(Stored items)
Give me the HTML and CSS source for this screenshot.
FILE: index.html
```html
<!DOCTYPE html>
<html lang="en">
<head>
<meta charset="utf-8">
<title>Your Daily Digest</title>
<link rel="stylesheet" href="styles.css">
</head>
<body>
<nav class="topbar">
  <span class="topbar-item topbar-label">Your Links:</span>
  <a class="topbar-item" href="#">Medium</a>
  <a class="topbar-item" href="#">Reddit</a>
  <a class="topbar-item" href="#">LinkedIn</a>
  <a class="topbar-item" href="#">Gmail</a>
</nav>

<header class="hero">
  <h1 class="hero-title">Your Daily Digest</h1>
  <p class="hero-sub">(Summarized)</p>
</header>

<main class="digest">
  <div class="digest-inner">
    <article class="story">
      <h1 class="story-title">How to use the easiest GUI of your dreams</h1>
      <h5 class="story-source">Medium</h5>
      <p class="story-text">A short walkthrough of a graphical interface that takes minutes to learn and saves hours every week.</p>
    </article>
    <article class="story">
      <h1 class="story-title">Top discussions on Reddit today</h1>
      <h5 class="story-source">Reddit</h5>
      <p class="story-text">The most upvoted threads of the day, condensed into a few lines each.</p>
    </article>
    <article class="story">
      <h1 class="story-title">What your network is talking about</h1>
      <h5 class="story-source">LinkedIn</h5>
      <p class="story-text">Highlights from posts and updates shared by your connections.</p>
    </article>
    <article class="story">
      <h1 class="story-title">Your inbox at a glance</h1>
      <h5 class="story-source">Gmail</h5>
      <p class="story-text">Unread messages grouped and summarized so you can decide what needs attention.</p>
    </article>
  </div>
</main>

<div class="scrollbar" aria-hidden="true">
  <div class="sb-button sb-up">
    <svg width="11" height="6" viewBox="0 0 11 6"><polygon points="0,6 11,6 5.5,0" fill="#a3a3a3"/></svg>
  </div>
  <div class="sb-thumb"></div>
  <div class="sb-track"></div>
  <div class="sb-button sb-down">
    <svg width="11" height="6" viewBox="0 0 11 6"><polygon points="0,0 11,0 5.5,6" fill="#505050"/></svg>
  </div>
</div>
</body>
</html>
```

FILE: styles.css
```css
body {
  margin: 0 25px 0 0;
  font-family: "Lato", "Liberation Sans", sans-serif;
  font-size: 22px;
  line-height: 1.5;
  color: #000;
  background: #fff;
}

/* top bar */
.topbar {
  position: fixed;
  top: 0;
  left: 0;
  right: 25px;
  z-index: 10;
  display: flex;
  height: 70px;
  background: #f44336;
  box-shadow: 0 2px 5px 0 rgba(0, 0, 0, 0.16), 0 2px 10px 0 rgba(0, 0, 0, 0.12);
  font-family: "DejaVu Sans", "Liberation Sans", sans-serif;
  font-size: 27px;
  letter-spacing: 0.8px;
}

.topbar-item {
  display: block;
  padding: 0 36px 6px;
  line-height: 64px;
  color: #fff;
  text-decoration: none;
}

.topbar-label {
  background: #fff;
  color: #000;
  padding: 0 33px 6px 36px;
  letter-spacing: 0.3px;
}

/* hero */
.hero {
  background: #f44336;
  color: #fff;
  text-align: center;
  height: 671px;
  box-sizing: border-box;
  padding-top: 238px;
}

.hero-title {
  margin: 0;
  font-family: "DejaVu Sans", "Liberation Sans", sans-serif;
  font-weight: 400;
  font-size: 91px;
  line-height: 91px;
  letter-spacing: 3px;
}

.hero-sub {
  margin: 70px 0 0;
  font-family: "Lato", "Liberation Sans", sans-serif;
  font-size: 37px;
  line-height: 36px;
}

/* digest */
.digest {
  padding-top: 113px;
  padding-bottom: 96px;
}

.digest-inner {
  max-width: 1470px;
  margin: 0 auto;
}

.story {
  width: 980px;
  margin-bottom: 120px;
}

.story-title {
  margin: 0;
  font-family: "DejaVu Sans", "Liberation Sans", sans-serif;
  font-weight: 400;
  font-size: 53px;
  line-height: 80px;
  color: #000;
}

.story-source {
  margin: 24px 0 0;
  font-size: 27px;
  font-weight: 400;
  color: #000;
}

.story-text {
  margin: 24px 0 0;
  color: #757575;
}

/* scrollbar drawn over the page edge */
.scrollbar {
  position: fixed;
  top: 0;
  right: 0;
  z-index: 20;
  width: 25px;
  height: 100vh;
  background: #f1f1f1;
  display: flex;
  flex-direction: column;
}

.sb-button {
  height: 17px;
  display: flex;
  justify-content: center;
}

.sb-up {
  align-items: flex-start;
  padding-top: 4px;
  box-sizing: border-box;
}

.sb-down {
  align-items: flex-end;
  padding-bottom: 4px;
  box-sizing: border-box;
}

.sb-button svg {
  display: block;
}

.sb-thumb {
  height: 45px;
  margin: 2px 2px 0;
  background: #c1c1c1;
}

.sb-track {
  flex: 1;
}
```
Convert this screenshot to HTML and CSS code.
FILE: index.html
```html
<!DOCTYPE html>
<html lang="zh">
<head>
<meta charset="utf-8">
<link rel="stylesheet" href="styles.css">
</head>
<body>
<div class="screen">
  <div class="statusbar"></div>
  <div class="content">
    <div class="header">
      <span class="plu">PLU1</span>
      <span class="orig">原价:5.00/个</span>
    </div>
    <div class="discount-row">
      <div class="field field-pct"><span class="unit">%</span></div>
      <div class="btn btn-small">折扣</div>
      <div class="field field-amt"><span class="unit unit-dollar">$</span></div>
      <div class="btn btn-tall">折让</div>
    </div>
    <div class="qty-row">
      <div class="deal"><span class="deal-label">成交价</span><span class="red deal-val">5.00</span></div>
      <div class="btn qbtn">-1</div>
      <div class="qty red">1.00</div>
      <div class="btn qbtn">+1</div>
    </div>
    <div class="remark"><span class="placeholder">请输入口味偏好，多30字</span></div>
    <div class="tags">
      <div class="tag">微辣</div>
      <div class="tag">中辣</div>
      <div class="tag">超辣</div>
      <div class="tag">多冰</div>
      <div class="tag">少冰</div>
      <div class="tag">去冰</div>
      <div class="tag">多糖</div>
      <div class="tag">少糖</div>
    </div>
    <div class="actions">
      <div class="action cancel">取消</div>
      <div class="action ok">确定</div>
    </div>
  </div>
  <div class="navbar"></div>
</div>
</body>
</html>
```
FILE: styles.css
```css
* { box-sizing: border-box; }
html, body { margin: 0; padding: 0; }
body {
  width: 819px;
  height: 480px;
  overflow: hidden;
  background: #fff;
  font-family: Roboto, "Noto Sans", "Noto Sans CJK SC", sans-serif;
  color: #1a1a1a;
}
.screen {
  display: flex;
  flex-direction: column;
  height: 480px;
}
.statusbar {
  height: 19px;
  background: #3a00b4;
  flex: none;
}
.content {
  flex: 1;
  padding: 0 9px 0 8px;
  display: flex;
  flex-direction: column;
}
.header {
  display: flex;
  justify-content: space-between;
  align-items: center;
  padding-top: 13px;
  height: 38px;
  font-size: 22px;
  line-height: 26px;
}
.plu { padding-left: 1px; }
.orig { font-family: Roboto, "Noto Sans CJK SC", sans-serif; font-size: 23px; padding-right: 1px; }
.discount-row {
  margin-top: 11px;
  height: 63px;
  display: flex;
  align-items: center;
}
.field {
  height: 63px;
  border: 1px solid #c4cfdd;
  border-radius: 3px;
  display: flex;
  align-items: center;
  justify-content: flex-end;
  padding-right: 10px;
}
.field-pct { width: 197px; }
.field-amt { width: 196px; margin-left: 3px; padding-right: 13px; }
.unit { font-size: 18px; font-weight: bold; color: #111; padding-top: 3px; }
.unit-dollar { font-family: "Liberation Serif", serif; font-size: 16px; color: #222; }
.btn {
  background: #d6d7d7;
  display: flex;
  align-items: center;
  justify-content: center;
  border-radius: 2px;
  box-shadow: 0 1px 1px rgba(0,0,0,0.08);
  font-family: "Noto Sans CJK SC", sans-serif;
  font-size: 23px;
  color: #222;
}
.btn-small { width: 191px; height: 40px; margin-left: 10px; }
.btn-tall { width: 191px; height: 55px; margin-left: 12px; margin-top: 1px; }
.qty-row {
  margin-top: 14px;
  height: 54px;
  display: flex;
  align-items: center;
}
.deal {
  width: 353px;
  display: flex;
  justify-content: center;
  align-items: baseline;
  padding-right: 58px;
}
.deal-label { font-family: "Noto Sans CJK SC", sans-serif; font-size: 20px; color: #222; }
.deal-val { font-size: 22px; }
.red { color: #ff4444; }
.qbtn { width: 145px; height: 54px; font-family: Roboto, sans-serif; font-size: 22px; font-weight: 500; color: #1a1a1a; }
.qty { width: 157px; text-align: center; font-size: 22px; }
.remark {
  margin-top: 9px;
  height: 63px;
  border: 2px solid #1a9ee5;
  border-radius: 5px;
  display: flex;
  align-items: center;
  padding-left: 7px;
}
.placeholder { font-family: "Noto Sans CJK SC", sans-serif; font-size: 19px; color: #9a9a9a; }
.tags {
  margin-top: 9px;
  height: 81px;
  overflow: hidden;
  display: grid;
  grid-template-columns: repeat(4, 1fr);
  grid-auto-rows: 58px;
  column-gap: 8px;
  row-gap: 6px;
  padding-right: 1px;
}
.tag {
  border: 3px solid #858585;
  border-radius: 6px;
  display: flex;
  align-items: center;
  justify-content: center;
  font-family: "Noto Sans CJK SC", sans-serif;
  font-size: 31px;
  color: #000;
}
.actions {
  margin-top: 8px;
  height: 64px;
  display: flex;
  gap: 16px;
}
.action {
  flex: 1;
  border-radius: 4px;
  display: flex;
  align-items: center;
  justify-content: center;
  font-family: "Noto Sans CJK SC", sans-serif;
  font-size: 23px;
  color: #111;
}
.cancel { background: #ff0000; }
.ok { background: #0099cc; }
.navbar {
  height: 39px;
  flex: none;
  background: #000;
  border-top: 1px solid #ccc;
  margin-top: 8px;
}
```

Instructions to follow: Find the string "source" in the listing and return every line that holds it.

Finished task:
Give me the HTML and CSS source for this screenshot.
      <h5 class="story-source">Medium</h5>
      <h5 class="story-source">Reddit</h5>
      <h5 class="story-source">LinkedIn</h5>
      <h5 class="story-source">Gmail</h5>
.story-source {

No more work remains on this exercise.